At a weeklong conference on exorcisms in Rome last week, over 250 priests, theologians, psychologists and criminologists “rang the alarm on exploding demonic activity being fueled in part by access to the occult via the internet,” writes The Christian Post.
The Devil isn’t just in the details, he’s got wifi, and he’s online. He likely has a blog. He’s spreading porn, death and general hellfire across the wicked wide web, cackling as he types. He’s possessing people through Facebook and Instagram, known tools of Satan.
So, sure, perhaps thanks to the ubiquity of the internet, reports of demonic possession have mushroomed. In response, the Catholic Church is marshaling and grooming its troops to tackle the epidemic.
Hence the conference, as well as Pope Francis’s noted approval of the rococo rites, saying exorcists “manifest the Church’s love and acceptance of those who suffer because of the Devil’s works.”
Jesus — er, I mean damn. Because of the spike in requested exorcisms, “There are priests who carry out exorcisms on their mobile phones. That’s possible thanks to Jesus,” an Albanian Cardinal said at the conference, presumably with a straight face. (“That’s possible thanks to Jesus”? What about Verizon?)
Exorcisms on mobile phones? (Dial 666.) It’s hard to imagine. No crosses, rosaries or holy water? No comforting holding of hands and signs of the cross? No projectile pea-soup vomit? Do they use FaceTime, or just speaker phone?
Most of the aspiring exorcists truly and openly believe in a physical Devil, as does Pope Francis. They believe in full-blown possession of humans by evil spirits. They might actually believe the 1973 film “The Exorcist” is a documentary.
Demon-possessed people are known to suddenly develop supernatural strength, have radical changes in their voice and speak languages they’ve never known. They sound like superheroes.
“Most commonly they speak Latin, Hebrew and Aramaic,” says Father Pedro Barrajon. “If you show them a holy object, like a rosary or a cross or a picture of the Madonna, they go into shock and start yelling.”

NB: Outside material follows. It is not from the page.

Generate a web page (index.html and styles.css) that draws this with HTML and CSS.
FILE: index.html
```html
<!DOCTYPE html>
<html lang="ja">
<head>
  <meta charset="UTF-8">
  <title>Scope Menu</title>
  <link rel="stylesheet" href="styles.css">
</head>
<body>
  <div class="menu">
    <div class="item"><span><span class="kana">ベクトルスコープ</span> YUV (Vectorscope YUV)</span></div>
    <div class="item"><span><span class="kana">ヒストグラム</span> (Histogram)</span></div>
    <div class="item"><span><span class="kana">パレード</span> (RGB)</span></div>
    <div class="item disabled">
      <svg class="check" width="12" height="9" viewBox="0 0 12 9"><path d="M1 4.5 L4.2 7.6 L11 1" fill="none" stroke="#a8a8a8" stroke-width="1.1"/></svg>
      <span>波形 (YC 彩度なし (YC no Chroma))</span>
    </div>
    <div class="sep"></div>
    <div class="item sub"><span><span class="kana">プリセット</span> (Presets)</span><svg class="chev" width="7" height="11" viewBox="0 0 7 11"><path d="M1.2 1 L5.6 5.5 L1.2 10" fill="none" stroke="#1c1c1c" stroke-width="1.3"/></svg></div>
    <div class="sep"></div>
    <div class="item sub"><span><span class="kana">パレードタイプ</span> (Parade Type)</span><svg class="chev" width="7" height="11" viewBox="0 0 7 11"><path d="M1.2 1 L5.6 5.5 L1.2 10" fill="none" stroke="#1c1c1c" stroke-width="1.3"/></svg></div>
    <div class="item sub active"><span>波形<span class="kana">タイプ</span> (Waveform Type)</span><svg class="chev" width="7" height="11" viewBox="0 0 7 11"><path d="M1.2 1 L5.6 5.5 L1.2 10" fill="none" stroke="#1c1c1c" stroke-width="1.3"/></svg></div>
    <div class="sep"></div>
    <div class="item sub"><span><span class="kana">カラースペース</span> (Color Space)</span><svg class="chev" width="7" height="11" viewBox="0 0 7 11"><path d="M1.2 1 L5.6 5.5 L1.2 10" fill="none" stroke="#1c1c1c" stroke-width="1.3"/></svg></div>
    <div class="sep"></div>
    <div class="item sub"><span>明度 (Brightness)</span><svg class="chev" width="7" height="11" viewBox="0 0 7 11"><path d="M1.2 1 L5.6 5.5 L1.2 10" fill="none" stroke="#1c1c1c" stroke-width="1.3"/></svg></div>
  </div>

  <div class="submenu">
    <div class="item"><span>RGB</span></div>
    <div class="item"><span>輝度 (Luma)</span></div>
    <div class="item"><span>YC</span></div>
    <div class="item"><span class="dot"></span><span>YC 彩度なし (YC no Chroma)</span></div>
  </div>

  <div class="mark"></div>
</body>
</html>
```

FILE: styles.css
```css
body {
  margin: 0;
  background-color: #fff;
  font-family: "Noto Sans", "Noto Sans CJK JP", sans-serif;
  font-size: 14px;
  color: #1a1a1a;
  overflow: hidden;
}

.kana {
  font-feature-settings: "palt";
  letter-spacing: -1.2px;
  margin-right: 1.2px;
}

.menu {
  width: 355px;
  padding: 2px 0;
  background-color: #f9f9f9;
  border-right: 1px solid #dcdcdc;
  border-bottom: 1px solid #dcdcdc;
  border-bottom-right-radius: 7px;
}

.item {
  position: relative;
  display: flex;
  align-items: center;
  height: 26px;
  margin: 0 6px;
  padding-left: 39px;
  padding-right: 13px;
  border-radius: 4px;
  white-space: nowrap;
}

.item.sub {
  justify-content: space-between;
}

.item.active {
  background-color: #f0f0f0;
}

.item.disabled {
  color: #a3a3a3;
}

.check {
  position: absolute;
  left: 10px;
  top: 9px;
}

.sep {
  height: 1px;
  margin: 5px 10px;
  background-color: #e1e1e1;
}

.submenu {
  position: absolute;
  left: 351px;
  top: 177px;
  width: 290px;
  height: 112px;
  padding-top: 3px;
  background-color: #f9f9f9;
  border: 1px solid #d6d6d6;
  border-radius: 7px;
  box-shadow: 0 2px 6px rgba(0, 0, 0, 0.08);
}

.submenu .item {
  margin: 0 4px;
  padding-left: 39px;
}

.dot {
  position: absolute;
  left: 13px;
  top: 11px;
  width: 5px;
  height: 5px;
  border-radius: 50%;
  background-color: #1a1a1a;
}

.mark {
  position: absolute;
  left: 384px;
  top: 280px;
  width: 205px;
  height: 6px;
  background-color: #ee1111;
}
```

That happens to me often, especially if it’s Madonna on her “True Blue” tour.
Figuring if actual demonic possession has occurred requires ruling out conditions like mental illness, epilepsy, schizophrenia, bipolar disorder or drug abuse.
“Not everyone who thinks they need an exorcism actually does need one,” said Bishop Thomas J. Paprocki. “It’s only used in those cases where the Devil is involved in an extraordinary sort of way in terms of actually being in possession of the person.”

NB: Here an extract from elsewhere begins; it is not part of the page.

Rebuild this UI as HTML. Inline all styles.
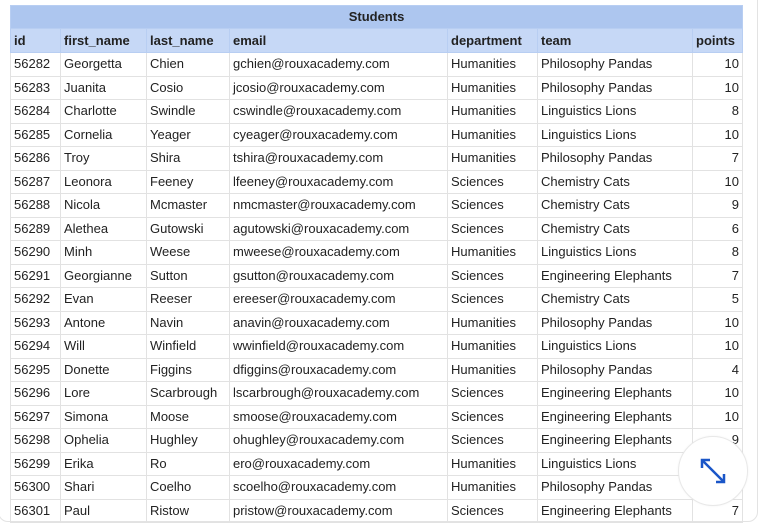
<!DOCTYPE html>
<html><head><style>
body{margin:0;background:#fff;width:766px;height:522px;overflow:hidden;position:relative;font-family:"Liberation Sans",Arial,sans-serif;}
.card{position:absolute;left:-2px;top:-10px;width:758px;height:530px;border:1px solid #e3e3e3;border-radius:10px;}
table{position:absolute;left:10px;top:5px;border-collapse:collapse;font-size:13px;color:#222;}
td{border:1px solid #e2e2e2;height:22.5px;padding:0 3px;white-space:nowrap;line-height:22px;}
tr.t td{background:#adc6ef;font-weight:bold;text-align:center;height:22px;border-color:#b8cef2}
tr.h td{background:#c6d8f6;font-weight:bold;height:23px;border-color:#b8cef2}
td.n{text-align:right}
.btn{position:absolute;left:678px;top:436px;width:68px;height:68px;border-radius:50%;background:#fff;border:1px solid #e8e8e8;box-shadow:0 0 2px rgba(0,0,0,.05)}
</style></head><body>
<div class="card"></div>
<table>
<colgroup><col style="width:50px"><col style="width:86px"><col style="width:83px"><col style="width:218px"><col style="width:90px"><col style="width:155px"><col style="width:50px"></colgroup>
<tr class="t"><td colspan="7">Students</td></tr>
<tr class="h"><td>id</td><td>first_name</td><td>last_name</td><td>email</td><td>department</td><td>team</td><td>points</td></tr>
<tr><td>56282</td><td>Georgetta</td><td>Chien</td><td>gchien@rouxacademy.com</td><td>Humanities</td><td>Philosophy Pandas</td><td class="n">10</td></tr>
<tr><td>56283</td><td>Juanita</td><td>Cosio</td><td>jcosio@rouxacademy.com</td><td>Humanities</td><td>Philosophy Pandas</td><td class="n">10</td></tr>
<tr><td>56284</td><td>Charlotte</td><td>Swindle</td><td>cswindle@rouxacademy.com</td><td>Humanities</td><td>Linguistics Lions</td><td class="n">8</td></tr>
<tr><td>56285</td><td>Cornelia</td><td>Yeager</td><td>cyeager@rouxacademy.com</td><td>Humanities</td><td>Linguistics Lions</td><td class="n">10</td></tr>
<tr><td>56286</td><td>Troy</td><td>Shira</td><td>tshira@rouxacademy.com</td><td>Humanities</td><td>Philosophy Pandas</td><td class="n">7</td></tr>
<tr><td>56287</td><td>Leonora</td><td>Feeney</td><td>lfeeney@rouxacademy.com</td><td>Sciences</td><td>Chemistry Cats</td><td class="n">10</td></tr>
<tr><td>56288</td><td>Nicola</td><td>Mcmaster</td><td>nmcmaster@rouxacademy.com</td><td>Sciences</td><td>Chemistry Cats</td><td class="n">9</td></tr>
<tr><td>56289</td><td>Alethea</td><td>Gutowski</td><td>agutowski@rouxacademy.com</td><td>Sciences</td><td>Chemistry Cats</td><td class="n">6</td></tr>
<tr><td>56290</td><td>Minh</td><td>Weese</td><td>mweese@rouxacademy.com</td><td>Humanities</td><td>Linguistics Lions</td><td class="n">8</td></tr>
<tr><td>56291</td><td>Georgianne</td><td>Sutton</td><td>gsutton@rouxacademy.com</td><td>Sciences</td><td>Engineering Elephants</td><td class="n">7</td></tr>
<tr><td>56292</td><td>Evan</td><td>Reeser</td><td>ereeser@rouxacademy.com</td><td>Sciences</td><td>Chemistry Cats</td><td class="n">5</td></tr>
<tr><td>56293</td><td>Antone</td><td>Navin</td><td>anavin@rouxacademy.com</td><td>Humanities</td><td>Philosophy Pandas</td><td class="n">10</td></tr>
<tr><td>56294</td><td>Will</td><td>Winfield</td><td>wwinfield@rouxacademy.com</td><td>Humanities</td><td>Linguistics Lions</td><td class="n">10</td></tr>
<tr><td>56295</td><td>Donette</td><td>Figgins</td><td>dfiggins@rouxacademy.com</td><td>Humanities</td><td>Philosophy Pandas</td><td class="n">4</td></tr>
<tr><td>56296</td><td>Lore</td><td>Scarbrough</td><td>lscarbrough@rouxacademy.com</td><td>Sciences</td><td>Engineering Elephants</td><td class="n">10</td></tr>
<tr><td>56297</td><td>Simona</td><td>Moose</td><td>smoose@rouxacademy.com</td><td>Sciences</td><td>Engineering Elephants</td><td class="n">10</td></tr>
<tr><td>56298</td><td>Ophelia</td><td>Hughley</td><td>ohughley@rouxacademy.com</td><td>Sciences</td><td>Engineering Elephants</td><td class="n">9</td></tr>
<tr><td>56299</td><td>Erika</td><td>Ro</td><td>ero@rouxacademy.com</td><td>Humanities</td><td>Linguistics Lions</td><td class="n"></td></tr>
<tr><td>56300</td><td>Shari</td><td>Coelho</td><td>scoelho@rouxacademy.com</td><td>Humanities</td><td>Philosophy Pandas</td><td class="n"></td></tr>
<tr><td>56301</td><td>Paul</td><td>Ristow</td><td>pristow@rouxacademy.com</td><td>Sciences</td><td>Engineering Elephants</td><td class="n">7</td></tr>
</table>
<div class="btn"><svg width="68" height="68" viewBox="0 0 68 68"><g stroke="#1a56c8" stroke-width="2.5" fill="none"><path d="M23 23L45 45"/><path d="M23 31V23H31"/><path d="M45 37V45H37"/></g></svg></div>
</body></html>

I trip over that last phrase: actually being in possession of the person. Sometimes I feel satanically possessed, but it winds up being just a diabolical case of indigestion.
Yet these people, these hallowed priests and bishops (and pope!), honestly believe the Devil, that online prankster, can possess a human being and take over their mind and body, for whatever unfathomable purpose.
It’s no wonder that, even within the Church, stigma and cynicism wreathe the ceremony. It remains controversial, yet, as we’ve seen, exorcism’s popularity keeps swelling.
And the Church isn’t fooling around with that puckish Devil. The Albanian Cardinal said sometimes you had to get tough with him amid the magical theater of an exorcism and actually holler hurtful commands such as, “Shut up, Satan!”
There’s that, or you could call him a big ninny.
Flippancy aside, the truth is that the notion of exorcisms is so far removed from real, actual, everyday life, it simply does not make a single speck of difference, and, frankly, means absolutely nothing. It’s a sham, hysterical hocus-pocus, sheer knowing chicanery that does what it desperately needs to do: help keep a tottering Church from buckling.